--- Start of Supplied information ---
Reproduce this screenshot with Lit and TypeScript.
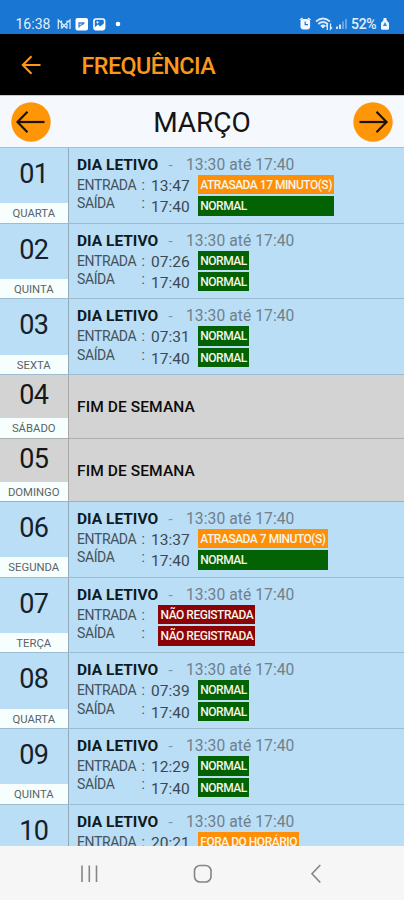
import { LitElement, html, css, nothing } from "lit";
import { customElement, property } from "lit/decorators.js";
import { classMap } from "lit/directives/class-map.js";

type Tone = "ok" | "late" | "missing";
interface Mark { time: string; text: string; tone: Tone }
interface Day { num: string; name: string; marks?: [Mark, Mark] }

const ok = (time: string): Mark => ({ time, text: "NORMAL", tone: "ok" });
const late = (time: string, text: string): Mark => ({ time, text, tone: "late" });
const missing = (): Mark => ({ time: "", text: "NÃO REGISTRADA", tone: "missing" });

const DAYS: Day[] = [
  { num: "01", name: "QUARTA", marks: [late("13:47", "ATRASADA 17 MINUTO(S)"), ok("17:40")] },
  { num: "02", name: "QUINTA", marks: [ok("07:26"), ok("17:40")] },
  { num: "03", name: "SEXTA", marks: [ok("07:31"), ok("17:40")] },
  { num: "04", name: "SÁBADO" },
  { num: "05", name: "DOMINGO" },
  { num: "06", name: "SEGUNDA", marks: [late("13:37", "ATRASADA 7 MINUTO(S)"), ok("17:40")] },
  { num: "07", name: "TERÇA", marks: [missing(), missing()] },
  { num: "08", name: "QUARTA", marks: [ok("07:39"), ok("17:40")] },
  { num: "09", name: "QUINTA", marks: [ok("12:29"), ok("17:40")] },
  { num: "10", name: "SEXTA", marks: [late("20:21", "FORA DO HORÁRIO"), ok("17:40")] },
];

@customElement("day-row")
export class DayRow extends LitElement {
  @property({ attribute: false }) day!: Day;

  static styles = css`
    :host { display: block; flex: none; }
    .row {
      display: flex; box-sizing: border-box; height: 75.7px;
      background: #b9def5; border-bottom: 1px solid #9dbccf;
    }
    .weekend { height: 63.5px; background: #d3d3d3; border-color: #adadad; }
    .side {
      width: 68.5px; box-sizing: border-box; flex: none; display: flex; flex-direction: column;
      border-right: 1px solid #91a9b9;
    }
    .weekend .side { border-color: #a9a9a9; }
    .num {
      flex: 1; font-size: 27px; line-height: 30px; padding-top: 11px; text-align: center;
      color: #16202a; box-sizing: border-box; letter-spacing: -0.7px;
    }
    .weekend .num { padding-top: 5px; color: #161616; }
    .name {
      height: 19.4px; line-height: 21.5px; background: #f7fffe; text-align: center;
      font-size: 11.3px; color: #5b6367; flex: none; white-space: nowrap;
    }
    .body { flex: 1; padding-left: 8.5px; min-width: 0; }
    .weekend .body { display: flex; align-items: center; }
    .head { display: flex; height: 27px; line-height: 34px; white-space: nowrap; }
    .title { font-weight: 700; font-size: 15.5px; color: #101a22; width: 91.5px; }
    .weekend .title { width: auto; font-weight: 500; font-size: 15.5px; color: #0c0c0c; padding-top: 2px; letter-spacing: 0.1px; }
    .dash { width: 17.5px; font-size: 15px; color: #84949f; }
    .hours { font-size: 15.6px; color: #70808b; letter-spacing: 0.08px; }
    .marks { display: flex; white-space: nowrap; }
    .labels { width: 74px; font-size: 14px; line-height: 18.3px; color: #45525b; padding-top: 1px; }
    .label { display: flex; }
    .key { width: 64.5px; letter-spacing: -0.4px; }
    .times { width: 47px; font-size: 15.5px; line-height: 23px; color: #3c4851; }
    .empty { width: 7.3px; }
    .time { height: 21.4px; }
    .badges { display: flex; flex-direction: column; gap: 2px; }
    .badge {
      height: 19.4px; line-height: 21.6px; padding: 0 2.3px; color: #f5f5ea; font-size: 12px;
      font-weight: 500; letter-spacing: -0.49px;
    }
    .ok { background: #036203; }
    .late { background: #ff8f07; }
    .missing { background: #8b0304; }
  `;

  render() {
    const { num, name, marks } = this.day;
    return html`
      <div class=${classMap({ row: true, weekend: !marks })}>
        <div class="side">
          <div class="num">${num}</div>
          <div class="name">${name}</div>
        </div>
        <div class="body">
          ${marks
            ? html`
                <div class="head">
                  <span class="title">DIA LETIVO</span>
                  <span class="dash">-</span>
                  <span class="hours">13:30 até 17:40</span>
                </div>
                <div class="marks">
                  <div class="labels">
                    <div class="label"><span class="key">ENTRADA</span>:</div>
                    <div class="label"><span class="key">SAÍDA</span>:</div>
                  </div>
                  <div class=${classMap({ times: true, empty: !marks[0].time })}>
                    ${marks.map((m) => html`<div class="time">${m.time || nothing}</div>`)}
                  </div>
                  <div class="badges">
                    ${marks.map((m) => html`<div class="badge ${m.tone}">${m.text}</div>`)}
                  </div>
                </div>`
            : html`<span class="title">FIM DE SEMANA</span>`}
        </div>
      </div>`;
  }
}

@customElement("app-root")
export class AppRoot extends LitElement {
  static styles = css`
    :host {
      display: flex; flex-direction: column; width: 404px; height: 900px; overflow: hidden;
      font-family: Roboto, "Liberation Sans", sans-serif; background: #f6f6f6;
    }
    svg { display: block; fill: none; flex: none; }
    .status {
      height: 34px; flex: none; box-sizing: border-box; background: #1976d2; color: #e3effb;
      display: flex; align-items: center; padding: 14px 14.5px 0 15.5px; font-size: 14px;
    }
    .clock { width: 41px; }
    .spacer { flex: 1; }
    .battery { margin-left: 3.5px; letter-spacing: -0.3px; width: 28.5px; white-space: nowrap; font-weight: 500; }
    .bar {
      height: 61px; flex: none; background: #000; display: flex; align-items: center;
      padding-left: 21px; color: #fb981a;
    }
    .heading { font-size: 23.3px; font-weight: 500; margin-left: 40.5px; padding-top: 3px; white-space: nowrap; letter-spacing: -0.55px; }
    .month {
      height: 53px; flex: none; box-sizing: border-box; display: flex; align-items: center;
      justify-content: space-between; padding: 0 11px; background: #f5f8fc;
      border-top: 1px solid #c9c9c9; border-bottom: 1px solid #b5bcc2;
    }
    .name { font-size: 28px; color: #141414; padding-top: 1px; }
    .list { flex: 1; min-height: 0; overflow: hidden; display: flex; flex-direction: column; }
    .nav { height: 54px; flex: none; background: #f6f6f6; }
  `;

  private arrow(flip: boolean) {
    return html`<svg width="40" height="40" viewBox="0 0 40 40">
      <circle cx="20" cy="20" r="19.7" fill="#ff9608"/>
      <g transform=${flip ? "translate(40 0) scale(-1 1)" : ""} stroke="#1d1303">
        <path d="M6.5 20H33.5" stroke-width="2.2"/>
        <path d="M16.5 9.8L6.5 20L16.5 30.3" stroke-width="2.2"/>
      </g>
    </svg>`;
  }

  render() {
    return html`
      <div class="status">
        <span class="clock">16:38</span>
        <svg width="66" height="16" viewBox="0 0 66 16">
          <path d="M1.3 13V4L7 9.5L13 4V13M4.5 12.5L7 9.5L10 12.5M4.5 4.5V12.5M10 4.5V12.5" stroke="#d4e6f8" stroke-width="1.3"/>
          <rect x="18.5" y="2" width="12.5" height="12.5" rx="2" fill="#fff"/>
          <path d="M22 11.5V7H27.5M22.5 10L27 7.5" stroke="#3d83cb" stroke-width="1.3"/>
          <rect x="37" y="3" width="10.6" height="10.6" rx="2" stroke="#fff" stroke-width="1.6"/>
          <path d="M38 13V11L41 8.5L43 10.5L47 7.5V13Z" fill="#fff"/>
          <circle cx="40.5" cy="6.3" r="1.1" fill="#fff"/>
          <circle cx="61" cy="8" r="2.3" fill="#fff"/>
        </svg>
        <span class="spacer"></span>
        <svg width="49" height="16" viewBox="0 0 49 16">
          <path d="M1 4L3.5 2M11.5 4L9 2" stroke="#e3effb" stroke-width="1.6"/>
          <rect x="1.5" y="3" width="9.6" height="10.5" rx="3" fill="#f2f8fe"/>
          <path d="M6.2 5.5V8.6H9" stroke="#1976d2" stroke-width="1.2"/>
          <path d="M17 5.5Q24 -0.5 31 5.5M19.2 8Q24 4 28.8 8" stroke="#d4e6f8" stroke-width="1.7"/>
          <path d="M21.3 9.8Q24 7.4 26.7 9.8L24 12.5Z" fill="#e3effb"/>
          <path d="M28.3 14V8.5L26.8 10.3M31.5 7.5V13L33 11.3" stroke="#e3effb" stroke-width="1.3"/>
          <path d="M38 13V10.5M41 13V8.5" stroke="#cfe3f7" stroke-width="2"/>
          <path d="M44 13V5.5M47 13V3" stroke="#6fabe4" stroke-width="1.8"/>
        </svg>
        <span class="battery">52%</span>
        <svg width="10" height="16" viewBox="0 0 10 16">
          <path d="M3.5 4V2H6.5V4L9 7V12.5Q9 13.8 7.6 13.8H2.4Q1 13.8 1 12.5V7Z" fill="#edf5fd"/>
          <path d="M5 6L3 10H7Z" fill="#3b87d3"/>
        </svg>
      </div>
      <div class="bar">
        <svg width="20" height="20" viewBox="0 0 20 20" stroke="#fb981a" stroke-width="2.1">
          <path d="M19.5 10H2M10.5 1.3L1.8 10L10.5 18.7"/>
        </svg>
        <span class="heading">FREQUÊNCIA</span>
      </div>
      <div class="month">
        ${this.arrow(false)}
        <span class="name">MARÇO</span>
        ${this.arrow(true)}
      </div>
      <div class="list">${DAYS.map((d) => html`<day-row .day=${d}></day-row>`)}</div>
      <svg class="nav" width="404" height="54" viewBox="0 0 404 54" stroke="#858585" stroke-width="1.6">
        <path d="M82 19.5V36M89.3 19.5V36M96.5 19.5V36"/>
        <rect x="194.5" y="19.5" width="16.5" height="16.5" rx="5.5"/>
        <path d="M320.3 19L312 27.7L320.3 36.5"/>
      </svg>`;
  }
}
--- End of Supplied information ---
Instructions for the task
Copy every line above that includes the string "this".

Reply to the exercise
Reproduce this screenshot with Lit and TypeScript.
    const { num, name, marks } = this.day;
        ${this.arrow(false)}
        ${this.arrow(true)}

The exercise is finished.